A Longstanding Pact Revisited in Brazzaville
The discreet meeting of 10 July between Ambassador Anne Marchal and the newly appointed Minister of Finance, Budget and Public Portfolio, Christian Yoka, offered little theatrical flourish yet signalled a substantive recalibration of a partnership first inked in 1963. European diplomats see Congo-Brazzaville as a pivotal interlocutor in Central Africa’s Gulf of Guinea corridor, a region where investment security and maritime stability increasingly overlap (Council of the EU, 2024 strategy). By reaffirming commitments rather than announcing headline-grabbing novelties, the two sides underscored the continuity of a cooperative architecture that has endured post-Cold War volatility, commodity shocks and debt renegotiations.
Financing Roads, Ports and Power: Infrastructure as Confidence-Builder
Brussels has long viewed hard infrastructure as political infrastructure. EU grants and blended-finance instruments underpin sections of Route Nationale 1, the arterial highway linking Brazzaville to Pointe-Noire, while concessional loans from the European Investment Bank are underwriting upgrading works at the deep-water port of Pointe-Noire (EIB, 2023 portfolio). European officials argue such projects lower logistics costs and catalyse private capital, thereby fostering competitiveness in forestry, agribusiness and budding extraction of critical minerals. In turn, Congolese negotiators frame infrastructure as a prerequisite for regional market integration under the African Continental Free Trade Area and for the government’s ambition of elevating the country to emerging-market status by 2030.
Bytes over Barrels: Digitalisation and Economic Diversification
With hydrocarbon revenues exposed to price oscillations, Brazzaville’s leadership has placed digital transformation at the core of its diversification narrative. The EU’s Global Gateway initiative earmarks €82 million for fibre-optic backbones and e-governance platforms across the Congo Basin, a package that dovetails with the national ‘Congo Digital 2025’ blueprint. Ambassador Marchal stressed that ‘connectivity is no longer a luxury, it is the infrastructure of legitimacy’, a view echoed by regional analysts who note that transparent digital public services can enhance fiscal efficiency without imposing onerous austerity measures. For European companies specialising in fintech and cloud services, the emerging Congolese market offers modest size but strategic signaling value in Central Africa’s under-connected landscape.

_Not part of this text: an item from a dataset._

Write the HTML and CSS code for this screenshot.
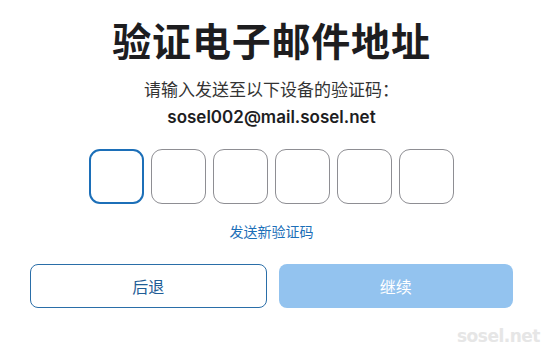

Guardians of the Equatorial Forest: Governance and Climate Diplomacy
The republic’s 22 million-hectare forest mass—a critical carbon sink within the Congo Basin—anchors Brussels’ climate diplomacy. Since 2021, the EU has channelled €32 million into improving traceability of timber concessions and bolstering community forestry schemes aimed at reducing illegal logging (European Commission, 2024 briefing). Congolese officials highlight that sound forest governance not only secures climate finance but also strengthens their hand in multilateral forums, from COP summits to the Coalition for Rainforest Nations. By encouraging value-addition in wood processing, the programme seeks to reconcile conservation imperatives with industrialisation targets articulated in the national development plan. The absence of programme suspension, as clarified by Ambassador Marchal, reassures stakeholders wary of donor fatigue in a crowded climate-finance arena.
Training, Transparency and the Subtle Art of Conditionality
Beyond concrete and canopy, the refreshed cooperation emphasises human capital. EU-funded vocational institutes in Brazzaville and Pointe-Noire train technicians for renewable-energy maintenance and digital coding, addressing a skills mismatch cited by the World Bank as a binding constraint on Congolese growth. At the same time, Brussels quietly blends capacity-building with governance benchmarks linked to public-finance management. Minister Yoka, seasoned in both domestic administration and Paris-club negotiations, signalled openness to performance audits that ‘strengthen domestic credibility while protecting sovereign decision-making’. The calibrated language reflects a shift from prescriptive conditionality toward what one European adviser described as ‘co-owned metrics’, balancing accountability with mutual respect.
Navigating Multipolar Currents: Outlook for EU–Congo Synergy
Congo-Brazzaville’s external engagements are no longer framed as binary choices between Western partners and emerging lenders; rather, they compose a diversified portfolio. Chinese entities remain active in rail and special economic zones, while Turkish construction firms recently completed key public buildings. Against this multipolar backdrop, EU support offers concessional finance and regulatory know-how that can complement, rather than crowd out, other partnerships. Analysts at the Institute for Security Studies contend that such diversification enhances negotiation leverage and buffers fiscal risks. As global climate regimes evolve and digitisation reshapes governance, Brazzaville’s ability to harness European expertise without diluting sovereign priorities will determine whether the latest Brussels accord becomes a durable catalyst or a footnote in Central Africa’s development chronicle.